Universal thermodynamic topological classes of black holes in perfect fluid dark matter background

TL;DR

This paper classifies black holes in a perfect fluid dark matter background into four universal thermodynamic classes, revealing their stability and phase behavior across different black hole types and temperature regimes.

Contribution

It extends the universal thermodynamic classification framework to black holes in PFDM, identifying their specific topological classes and stability characteristics.

Findings

Schwarzschild black hole in PFDM belongs to class W^{1-}

Reissner-Nordstr"om, Kerr, Kerr-Newman black holes in PFDM are in class W^{0+}

Kerr-AdS black hole belongs to class W^{1+}

Abstract

In this paper, we study the universal thermodynamic topological classes of a family of black holes in a perfect fluid dark matter (PFDM) background. Recent research on black hole thermodynamics suggests that all black holes can be classified into four universal thermodynamic classes, denoted by $W^{1-}$, $W^{0+}$, $W^{0-}$, and $W^{1+}$. Our study reveals that the Schwarzschild black hole in PFDM belongs to the $W^{1-}$ class, and independence of black hole size thermodynamically unstable at both low- and high-temperature limits. The Reissner-Nordstr\"om, Kerr, and Kerr-Newman black holes in the PFDM background belong to the same universal thermodynamic class, $W^{0+}$, which represents small, stable black holes and large, unstable black holes at low-temperature limits, whereas no black hole state exists at high temperatures. The AdS black holes behave differently compared to their counterparts in PFDM. The Schwarzschild-AdS black hole belongs to the $W^{0-}$ class, indicating no black hole state at low temperatures, but small, unstable and large, stable black hole states at high temperatures.

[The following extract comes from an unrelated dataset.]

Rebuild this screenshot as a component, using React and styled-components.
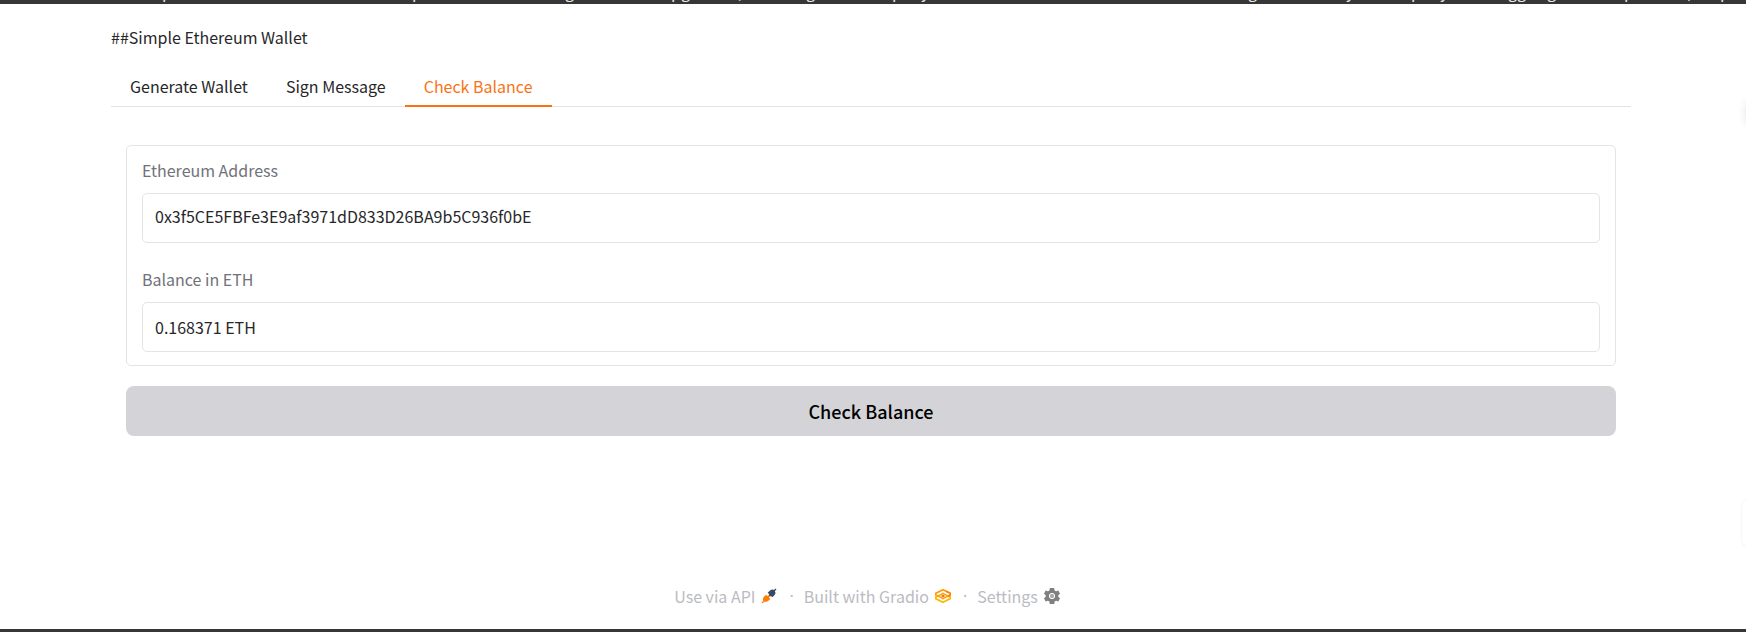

Furthermore, the Kerr-AdS black hole belongs to the $W^{1+}$ class, characterized by small, stable black holes at low temperatures, large, stable black holes at high temperatures, and unstable, intermediate-sized black holes at both low and high temperatures. These findings uncover the universal topological classifications underlying black hole thermodynamics, offering profound insights into the fundamental principles of quantum gravity.